For SaaS founders and indie hackers who want to spend 30 seconds checking their dashboard and then get back to shipping, Simple Analytics is the best Google Analytics alternative I have found.
2. Plausible Analytics — Open Source and EU-Hosted
Plausible Analytics is another fantastic alternative to Google Analytics, especially if you value open-source software and EU data residency.
- Fully open source. The entire codebase is available on GitHub, so you can audit exactly what data is collected and how it is processed.
- EU-hosted. All data is stored in Germany on European-owned infrastructure. The data never leaves the EU.
- Script size under 1 KB. The lightest analytics script on the market.
- Self-hosting option. If you prefer total control, you can run Plausible on your own server.
- Pricing: Starts at $9/month (cloud-hosted).
Plausible is ideal for agency developers managing privacy-conscious clients and for founders who want full transparency into their analytics stack.
3. Fathom Analytics — Privacy Meets Enterprise Features
Fathom Analytics bridges the gap between simplicity and power. It offers privacy-first tracking with some more advanced features like custom event tracking and detailed UTM campaign analysis.
- No cookies, no consent banners. GDPR compliant by design.
- Custom event tracking. Track signups, button clicks, and form submissions without sacrificing privacy.
- EU data isolation available. Route your data exclusively through EU infrastructure.
- Pricing: Starts at $15/month.
4. Umami — Free and Self-Hosted
Umami is a completely free, open-source analytics tool that you can deploy on your own infrastructure. If you are a technical founder who wants zero recurring costs and full data ownership, Umami is worth serious consideration.
- 100% free and open source.
- Self-host on Vercel, Railway, or any VPS.
- Simple, clean interface with real-time visitor counts.
- Pricing: Free (self-hosted) or starts at $9/month (cloud).
5. Microsoft Clarity — Free Behavioral Analytics
While not a direct traffic analytics replacement, Microsoft Clarity is a completely free tool that provides heatmaps, session recordings, and behavioral insights. When paired with a privacy-first analytics tool, it gives you a powerful understanding of how users interact with your pages.
- Completely free. No traffic limits.
- Session recordings and heatmaps.
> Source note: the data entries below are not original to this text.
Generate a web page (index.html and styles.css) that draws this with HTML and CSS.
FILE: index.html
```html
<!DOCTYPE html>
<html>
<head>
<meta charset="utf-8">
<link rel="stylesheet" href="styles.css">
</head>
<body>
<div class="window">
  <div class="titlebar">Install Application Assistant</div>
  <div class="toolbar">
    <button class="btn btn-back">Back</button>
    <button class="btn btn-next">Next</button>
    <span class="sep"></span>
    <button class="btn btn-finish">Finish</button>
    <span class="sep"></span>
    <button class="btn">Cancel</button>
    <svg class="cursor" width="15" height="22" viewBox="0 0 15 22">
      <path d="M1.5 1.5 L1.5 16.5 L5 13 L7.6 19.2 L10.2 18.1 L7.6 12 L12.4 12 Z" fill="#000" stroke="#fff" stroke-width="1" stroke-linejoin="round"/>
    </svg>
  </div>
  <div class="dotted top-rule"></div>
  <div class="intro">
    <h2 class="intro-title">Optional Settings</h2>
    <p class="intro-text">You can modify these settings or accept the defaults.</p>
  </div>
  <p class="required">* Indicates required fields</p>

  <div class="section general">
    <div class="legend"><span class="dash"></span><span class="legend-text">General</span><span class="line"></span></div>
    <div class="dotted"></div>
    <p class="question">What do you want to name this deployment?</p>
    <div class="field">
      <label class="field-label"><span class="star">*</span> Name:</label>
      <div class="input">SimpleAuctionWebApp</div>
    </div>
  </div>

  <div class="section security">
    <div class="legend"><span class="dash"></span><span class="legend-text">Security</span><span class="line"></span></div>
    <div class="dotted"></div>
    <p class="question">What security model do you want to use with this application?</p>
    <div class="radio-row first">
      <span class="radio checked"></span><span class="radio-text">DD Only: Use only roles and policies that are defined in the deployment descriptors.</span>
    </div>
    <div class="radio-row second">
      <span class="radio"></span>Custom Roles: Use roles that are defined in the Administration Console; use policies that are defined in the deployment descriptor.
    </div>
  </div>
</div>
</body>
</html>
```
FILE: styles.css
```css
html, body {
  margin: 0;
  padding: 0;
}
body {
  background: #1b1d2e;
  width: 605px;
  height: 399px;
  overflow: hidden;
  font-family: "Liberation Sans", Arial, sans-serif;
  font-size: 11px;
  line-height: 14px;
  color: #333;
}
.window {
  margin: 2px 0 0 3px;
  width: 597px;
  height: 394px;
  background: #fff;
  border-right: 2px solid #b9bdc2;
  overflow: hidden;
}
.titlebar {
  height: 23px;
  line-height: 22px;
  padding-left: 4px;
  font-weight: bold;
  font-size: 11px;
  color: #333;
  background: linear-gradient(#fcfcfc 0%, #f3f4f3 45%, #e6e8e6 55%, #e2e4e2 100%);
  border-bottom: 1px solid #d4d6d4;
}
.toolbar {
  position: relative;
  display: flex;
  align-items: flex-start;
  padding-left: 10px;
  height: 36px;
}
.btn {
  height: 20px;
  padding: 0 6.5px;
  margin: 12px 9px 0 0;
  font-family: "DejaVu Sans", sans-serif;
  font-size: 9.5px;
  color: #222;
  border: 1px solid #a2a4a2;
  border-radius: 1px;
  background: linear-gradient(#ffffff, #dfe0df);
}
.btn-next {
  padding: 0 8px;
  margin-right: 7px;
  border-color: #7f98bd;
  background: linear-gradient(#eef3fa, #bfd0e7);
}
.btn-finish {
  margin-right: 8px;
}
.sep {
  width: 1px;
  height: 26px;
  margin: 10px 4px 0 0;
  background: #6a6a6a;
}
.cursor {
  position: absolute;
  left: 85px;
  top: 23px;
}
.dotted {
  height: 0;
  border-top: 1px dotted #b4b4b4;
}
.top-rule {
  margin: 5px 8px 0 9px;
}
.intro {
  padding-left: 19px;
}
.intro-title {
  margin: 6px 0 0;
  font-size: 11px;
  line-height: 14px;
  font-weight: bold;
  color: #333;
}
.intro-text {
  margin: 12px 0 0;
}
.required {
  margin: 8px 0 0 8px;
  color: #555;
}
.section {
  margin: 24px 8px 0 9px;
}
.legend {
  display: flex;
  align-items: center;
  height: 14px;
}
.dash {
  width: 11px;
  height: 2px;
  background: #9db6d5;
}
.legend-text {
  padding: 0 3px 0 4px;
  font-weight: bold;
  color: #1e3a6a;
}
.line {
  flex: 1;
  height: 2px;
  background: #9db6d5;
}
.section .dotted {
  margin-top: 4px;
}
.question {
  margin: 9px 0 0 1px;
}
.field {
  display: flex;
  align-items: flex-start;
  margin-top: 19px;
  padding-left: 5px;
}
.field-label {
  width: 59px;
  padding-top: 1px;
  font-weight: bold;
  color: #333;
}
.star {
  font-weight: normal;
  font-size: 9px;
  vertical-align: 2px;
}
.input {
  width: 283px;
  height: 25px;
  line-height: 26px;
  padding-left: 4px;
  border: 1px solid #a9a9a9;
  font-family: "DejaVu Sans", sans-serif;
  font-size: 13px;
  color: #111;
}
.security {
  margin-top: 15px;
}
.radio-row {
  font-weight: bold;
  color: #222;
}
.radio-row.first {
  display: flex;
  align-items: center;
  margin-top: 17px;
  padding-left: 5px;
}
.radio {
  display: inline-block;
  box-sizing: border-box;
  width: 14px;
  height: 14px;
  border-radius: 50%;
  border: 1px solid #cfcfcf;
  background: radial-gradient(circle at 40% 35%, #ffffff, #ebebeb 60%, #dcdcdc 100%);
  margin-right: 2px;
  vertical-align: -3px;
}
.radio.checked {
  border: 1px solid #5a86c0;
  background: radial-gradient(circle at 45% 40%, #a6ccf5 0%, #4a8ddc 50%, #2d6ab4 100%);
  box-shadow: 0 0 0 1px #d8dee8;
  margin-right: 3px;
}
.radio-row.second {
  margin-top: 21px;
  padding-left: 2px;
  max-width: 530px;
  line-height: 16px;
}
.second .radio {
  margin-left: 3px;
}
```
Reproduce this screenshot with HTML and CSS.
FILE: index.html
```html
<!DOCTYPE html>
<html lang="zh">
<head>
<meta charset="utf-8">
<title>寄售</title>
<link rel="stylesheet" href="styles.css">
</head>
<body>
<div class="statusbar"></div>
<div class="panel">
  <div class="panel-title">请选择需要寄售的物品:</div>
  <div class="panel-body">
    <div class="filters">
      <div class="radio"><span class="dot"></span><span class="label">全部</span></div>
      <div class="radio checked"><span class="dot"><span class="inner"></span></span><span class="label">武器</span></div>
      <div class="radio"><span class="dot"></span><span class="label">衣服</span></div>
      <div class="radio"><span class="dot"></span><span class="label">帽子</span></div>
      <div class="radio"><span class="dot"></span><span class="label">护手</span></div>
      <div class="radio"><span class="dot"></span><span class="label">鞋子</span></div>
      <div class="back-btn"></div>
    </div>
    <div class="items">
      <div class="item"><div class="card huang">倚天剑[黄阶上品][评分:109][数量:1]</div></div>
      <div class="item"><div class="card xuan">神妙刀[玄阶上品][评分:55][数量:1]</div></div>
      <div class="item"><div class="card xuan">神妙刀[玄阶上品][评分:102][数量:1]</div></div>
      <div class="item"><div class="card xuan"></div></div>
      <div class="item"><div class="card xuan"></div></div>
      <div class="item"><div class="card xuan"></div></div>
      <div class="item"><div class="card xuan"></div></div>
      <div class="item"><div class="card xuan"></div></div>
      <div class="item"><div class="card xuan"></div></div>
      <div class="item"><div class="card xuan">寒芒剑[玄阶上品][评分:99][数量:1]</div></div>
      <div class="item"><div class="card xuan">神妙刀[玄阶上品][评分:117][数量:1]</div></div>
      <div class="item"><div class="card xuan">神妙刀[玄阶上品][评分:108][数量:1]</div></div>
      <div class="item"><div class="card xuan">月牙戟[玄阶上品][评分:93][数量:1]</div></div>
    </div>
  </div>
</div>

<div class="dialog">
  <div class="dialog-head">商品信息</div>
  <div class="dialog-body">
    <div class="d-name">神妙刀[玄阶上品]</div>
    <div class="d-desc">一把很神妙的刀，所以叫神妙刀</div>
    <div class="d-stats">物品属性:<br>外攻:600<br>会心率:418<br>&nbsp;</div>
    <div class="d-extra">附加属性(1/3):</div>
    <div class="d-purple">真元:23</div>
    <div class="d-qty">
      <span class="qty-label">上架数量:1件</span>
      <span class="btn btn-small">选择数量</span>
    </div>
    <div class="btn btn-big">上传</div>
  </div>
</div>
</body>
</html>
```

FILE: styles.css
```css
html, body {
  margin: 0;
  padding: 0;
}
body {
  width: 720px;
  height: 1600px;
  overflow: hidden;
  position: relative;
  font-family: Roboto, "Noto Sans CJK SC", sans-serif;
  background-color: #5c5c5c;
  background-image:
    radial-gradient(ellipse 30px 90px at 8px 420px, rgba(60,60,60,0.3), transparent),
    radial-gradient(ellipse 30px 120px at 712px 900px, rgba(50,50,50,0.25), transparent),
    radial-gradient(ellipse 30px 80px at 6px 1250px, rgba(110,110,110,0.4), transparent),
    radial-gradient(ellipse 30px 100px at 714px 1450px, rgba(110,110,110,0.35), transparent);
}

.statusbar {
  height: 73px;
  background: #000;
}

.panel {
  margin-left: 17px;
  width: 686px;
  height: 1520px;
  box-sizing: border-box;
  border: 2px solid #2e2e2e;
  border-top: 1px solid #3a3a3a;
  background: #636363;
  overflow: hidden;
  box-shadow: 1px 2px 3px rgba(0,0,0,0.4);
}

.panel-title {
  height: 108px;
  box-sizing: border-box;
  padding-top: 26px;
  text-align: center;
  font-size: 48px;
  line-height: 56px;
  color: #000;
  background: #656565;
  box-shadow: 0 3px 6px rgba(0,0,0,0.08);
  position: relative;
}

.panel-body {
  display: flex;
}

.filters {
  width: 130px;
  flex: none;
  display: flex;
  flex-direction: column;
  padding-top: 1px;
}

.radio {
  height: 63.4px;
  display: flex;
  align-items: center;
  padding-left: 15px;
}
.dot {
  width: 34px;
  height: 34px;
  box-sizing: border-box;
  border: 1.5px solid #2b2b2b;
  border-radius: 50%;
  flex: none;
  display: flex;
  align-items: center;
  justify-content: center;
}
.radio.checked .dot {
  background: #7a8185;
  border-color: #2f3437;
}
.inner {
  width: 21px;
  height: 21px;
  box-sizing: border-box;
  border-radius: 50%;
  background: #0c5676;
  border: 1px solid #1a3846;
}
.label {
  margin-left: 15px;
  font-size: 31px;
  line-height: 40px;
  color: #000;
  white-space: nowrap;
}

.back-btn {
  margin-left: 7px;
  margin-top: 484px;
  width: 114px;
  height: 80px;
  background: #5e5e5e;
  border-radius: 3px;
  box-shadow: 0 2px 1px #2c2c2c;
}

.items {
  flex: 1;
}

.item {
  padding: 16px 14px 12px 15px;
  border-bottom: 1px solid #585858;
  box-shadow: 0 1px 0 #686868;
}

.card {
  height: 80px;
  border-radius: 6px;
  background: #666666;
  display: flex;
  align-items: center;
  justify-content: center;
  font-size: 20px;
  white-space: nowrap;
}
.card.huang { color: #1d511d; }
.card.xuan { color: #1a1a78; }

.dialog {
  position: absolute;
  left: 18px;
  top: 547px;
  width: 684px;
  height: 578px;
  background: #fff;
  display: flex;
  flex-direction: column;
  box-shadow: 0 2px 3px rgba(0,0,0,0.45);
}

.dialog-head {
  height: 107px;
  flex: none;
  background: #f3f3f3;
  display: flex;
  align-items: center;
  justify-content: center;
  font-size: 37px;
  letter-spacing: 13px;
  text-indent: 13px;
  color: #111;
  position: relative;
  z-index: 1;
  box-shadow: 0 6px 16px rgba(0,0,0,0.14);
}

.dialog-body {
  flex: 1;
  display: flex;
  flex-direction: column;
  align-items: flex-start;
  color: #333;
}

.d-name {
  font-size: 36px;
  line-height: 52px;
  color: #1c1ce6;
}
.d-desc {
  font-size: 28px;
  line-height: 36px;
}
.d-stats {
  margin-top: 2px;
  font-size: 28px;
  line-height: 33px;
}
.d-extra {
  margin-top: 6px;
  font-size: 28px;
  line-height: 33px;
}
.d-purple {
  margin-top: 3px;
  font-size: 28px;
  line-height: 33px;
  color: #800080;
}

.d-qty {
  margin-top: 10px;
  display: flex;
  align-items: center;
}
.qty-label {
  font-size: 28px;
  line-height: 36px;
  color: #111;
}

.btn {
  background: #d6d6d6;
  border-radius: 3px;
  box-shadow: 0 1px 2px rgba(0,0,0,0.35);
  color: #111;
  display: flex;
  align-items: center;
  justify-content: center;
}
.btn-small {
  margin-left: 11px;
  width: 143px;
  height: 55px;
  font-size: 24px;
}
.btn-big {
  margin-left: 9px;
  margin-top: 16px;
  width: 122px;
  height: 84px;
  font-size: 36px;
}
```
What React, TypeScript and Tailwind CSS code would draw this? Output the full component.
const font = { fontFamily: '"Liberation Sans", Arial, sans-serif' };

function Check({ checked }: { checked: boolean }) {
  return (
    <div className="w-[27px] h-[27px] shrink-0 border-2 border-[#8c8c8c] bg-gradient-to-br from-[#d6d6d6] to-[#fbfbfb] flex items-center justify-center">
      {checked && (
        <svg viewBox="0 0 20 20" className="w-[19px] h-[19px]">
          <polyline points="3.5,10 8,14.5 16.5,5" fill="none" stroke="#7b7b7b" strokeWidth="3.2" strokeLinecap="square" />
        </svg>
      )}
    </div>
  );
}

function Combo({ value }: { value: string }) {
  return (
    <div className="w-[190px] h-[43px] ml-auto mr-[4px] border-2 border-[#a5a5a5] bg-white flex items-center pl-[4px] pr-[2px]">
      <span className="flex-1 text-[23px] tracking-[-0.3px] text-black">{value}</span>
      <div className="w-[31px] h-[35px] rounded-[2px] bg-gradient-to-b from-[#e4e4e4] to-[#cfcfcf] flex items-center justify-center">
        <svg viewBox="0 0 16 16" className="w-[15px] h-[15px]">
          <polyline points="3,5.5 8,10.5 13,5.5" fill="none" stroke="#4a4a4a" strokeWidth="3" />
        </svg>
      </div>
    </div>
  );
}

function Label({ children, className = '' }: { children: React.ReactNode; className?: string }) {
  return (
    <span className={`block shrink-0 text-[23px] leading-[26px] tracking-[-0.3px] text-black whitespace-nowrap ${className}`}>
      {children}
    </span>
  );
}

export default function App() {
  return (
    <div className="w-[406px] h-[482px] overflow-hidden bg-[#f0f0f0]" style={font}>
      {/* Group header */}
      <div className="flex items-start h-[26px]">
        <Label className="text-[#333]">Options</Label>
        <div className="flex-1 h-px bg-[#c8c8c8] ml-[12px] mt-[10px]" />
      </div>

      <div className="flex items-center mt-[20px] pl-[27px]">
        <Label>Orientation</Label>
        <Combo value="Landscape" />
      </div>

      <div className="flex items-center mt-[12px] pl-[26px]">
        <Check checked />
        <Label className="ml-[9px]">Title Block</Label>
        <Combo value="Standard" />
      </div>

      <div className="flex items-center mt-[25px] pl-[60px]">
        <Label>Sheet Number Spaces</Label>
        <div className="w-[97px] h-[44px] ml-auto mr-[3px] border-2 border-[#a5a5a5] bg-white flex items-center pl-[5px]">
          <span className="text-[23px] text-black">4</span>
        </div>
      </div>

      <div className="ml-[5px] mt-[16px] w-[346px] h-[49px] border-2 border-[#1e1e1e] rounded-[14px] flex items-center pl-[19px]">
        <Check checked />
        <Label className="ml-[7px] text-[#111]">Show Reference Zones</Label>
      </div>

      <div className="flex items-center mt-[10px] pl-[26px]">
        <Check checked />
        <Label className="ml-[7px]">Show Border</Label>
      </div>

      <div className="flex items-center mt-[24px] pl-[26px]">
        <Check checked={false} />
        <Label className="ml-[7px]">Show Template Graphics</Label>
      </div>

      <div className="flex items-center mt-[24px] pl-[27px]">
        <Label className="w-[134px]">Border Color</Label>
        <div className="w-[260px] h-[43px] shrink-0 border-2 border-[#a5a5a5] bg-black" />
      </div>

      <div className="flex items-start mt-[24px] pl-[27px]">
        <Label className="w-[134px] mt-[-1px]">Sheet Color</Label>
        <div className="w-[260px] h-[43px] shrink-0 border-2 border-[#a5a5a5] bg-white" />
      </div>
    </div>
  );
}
See exactly where users click, scroll, and get stuck.
- No impact on page performance scores.
Which Alternative to Google Analytics Should You Pick?
Here is a quick decision framework based on your situation:
| Scenario | Best Pick | Why |
|---|---|---|
| Solo founder, want simplicity | Simple Analytics | Clean dashboard, zero config, accurate data |
| Agency managing client sites | Plausible Analytics | Open source, EU-hosted, client-friendly branding |
| Need custom event tracking | Fathom Analytics | Privacy-first with conversion tracking |
| Technical founder, zero budget | Umami | Free, self-hosted, full data ownership |
| Want behavioral insights (heatmaps) | Microsoft Clarity | Free heatmaps and session recordings |
For most SaaS founders and indie hackers reading this, I recommend starting with Simple Analytics or Plausible Analytics. These two tools cover 95% of what you actually need from analytics without any of the privacy, legal, or performance baggage that comes with Google Analytics.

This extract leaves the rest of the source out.